• TASK GOAL
Identify the lines that contain the word "this", then copy them.
======== GIVEN MATERIAL ========
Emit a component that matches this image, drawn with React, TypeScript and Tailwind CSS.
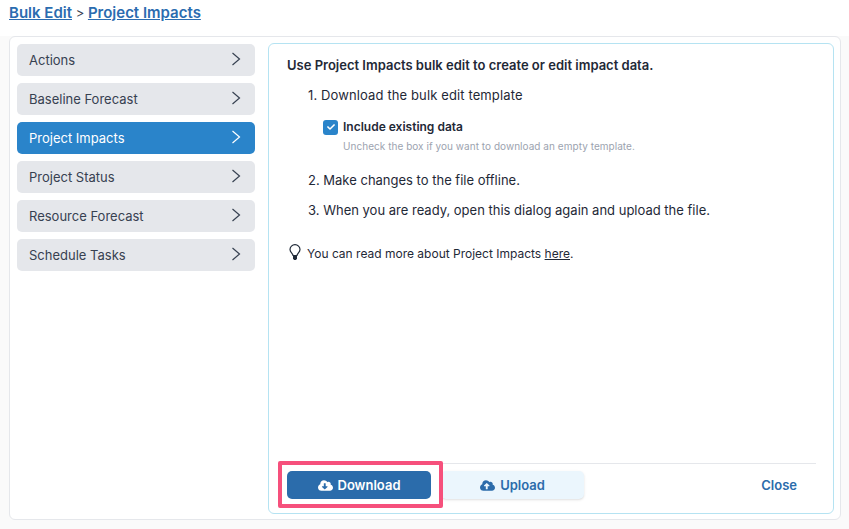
import { FaCheck, FaCloudDownloadAlt, FaCloudUploadAlt } from 'react-icons/fa'

const TABS = ['Actions', 'Baseline Forecast', 'Project Impacts', 'Project Status', 'Resource Forecast', 'Schedule Tasks']

function Chevron() {
  return (
    <svg width="10" height="14" viewBox="0 0 10 14" fill="none" stroke="currentColor" strokeWidth="1.2" className="-mt-[2px]">
      <path d="M1.5 1 L8.5 7 L1.5 13" />
    </svg>
  )
}

function Bulb() {
  return (
    <svg width="12" height="17" viewBox="0 0 12 17" fill="none" className="ml-[2px] -mt-[3px] shrink-0">
      <path
        d="M4 11.5 C4 9.5 1 8.5 1 5.5 A5 4.8 0 0 1 11 5.5 C11 8.5 8 9.5 8 11.5 Z"
        stroke="#1f2937"
        strokeWidth="1.2"
      />
      <path d="M4 12 H8 V14.5 L7 16 H5 L4 14.5 Z" fill="#1f2937" />
    </svg>
  )
}

export default function App() {
  return (
    <div className="w-[849px] h-[529px] overflow-hidden bg-[#fafafa] font-['Inter',sans-serif] text-[#1f2937]">
      <div className="h-[36px] bg-white pl-[9px] pt-[3px] text-[15px] leading-[20px] font-semibold text-[#2b6cb0]">
        <a className="underline">Bulk Edit</a>
        <span className="text-[13px] font-normal text-[#374151]"> &gt; </span>
        <a className="underline">Project Impacts</a>
      </div>

      <div className="ml-[9px] w-[832px] h-[484px] flex gap-[12px] rounded-[6px] border border-[#e5e7eb] bg-white pl-[7px] pr-[6px] pt-[6px] pb-[5px]">
        <div className="w-[239px] pr-px flex flex-col gap-[7px] pt-px">
          {TABS.map((tab) => {
            const active = tab === 'Project Impacts'
            return (
              <div
                key={tab}
                className={`h-[32px] flex items-center justify-between rounded-[5px] pl-[12px] pr-[14px] text-[13px] ${
                  active ? 'bg-[#2a84ca] text-white' : 'bg-[#e5e7eb] text-[#374151]'
                }`}
              >
                <span className="pt-[2px]">{tab}</span>
                <Chevron />
              </div>
            )
          })}
        </div>

        <div className="w-[566px] flex flex-col rounded-[6px] border border-[#b5e3f2] pl-[18px] pr-[17px]">
          <div className="flex-1 pt-[12px] text-[13px] leading-[18px]">
            <p className="font-semibold">Use Project Impacts bulk edit to create or edit impact data.</p>
            <div className="mt-[12px] ml-[21px]">
              <p className="tracking-[0.12px]">1. Download the bulk edit template</p>
              <div className="mt-[14px] ml-[15px] flex items-center gap-[5px]">
                <span className="w-[15px] h-[15px] flex items-center justify-center rounded-[3px] bg-[#2a84ca] text-white">
                  <FaCheck size={8} />
                </span>
                <span className="text-[12px] font-semibold">Include existing data</span>
              </div>
              <p className="mt-[3px] ml-[35px] text-[10px] tracking-[0.04px] leading-[14px] text-[#9ca3af]">
                Uncheck the box if you want to download an empty template.
              </p>
              <p className="mt-[18px]">2. Make changes to the file offline.</p>
              <p className="mt-[12px]">3. When you are ready, open this dialog again and upload the file.</p>
            </div>
            <div className="mt-[26px] flex items-center gap-[6px] text-[12px]">
              <Bulb />
              <span>
                You can read more about Project Impacts <a className="underline">here</a>.
              </span>
            </div>
          </div>

          <div className="h-[50px] pb-[7px] flex items-center border-t border-[#e5e7eb] text-[13px] font-semibold">
            <div className="relative z-10 w-[144px] h-[28px] flex items-center justify-center gap-[5px] rounded-[5px] bg-[#2b6cab] text-white">
              <FaCloudDownloadAlt size={15} />
              <span className="pt-[2px]">Download</span>
              <div className="absolute -left-[9px] -top-[10px] w-[165px] h-[47px] border-[4px] border-[#f6507c] rounded-[2px]" />
            </div>
            <div className="ml-[10px] w-[143px] h-[28px] flex items-center justify-center gap-[5px] rounded-[5px] bg-[#ebf6fd] text-[#2b6cab] shadow-sm">
              <FaCloudUploadAlt size={15} />
              <span className="pt-[2px]">Upload</span>
            </div>
            <span className="ml-auto mr-[19px] pt-[2px] text-[#2b6cab]">Close</span>
          </div>
        </div>
      </div>
    </div>
  )
}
========
• REPLY TO THE TASK
Emit a component that matches this image, drawn with React, TypeScript and Tailwind CSS.
              <p className="mt-[12px]">3. When you are ready, open this dialog again and upload the file.</p>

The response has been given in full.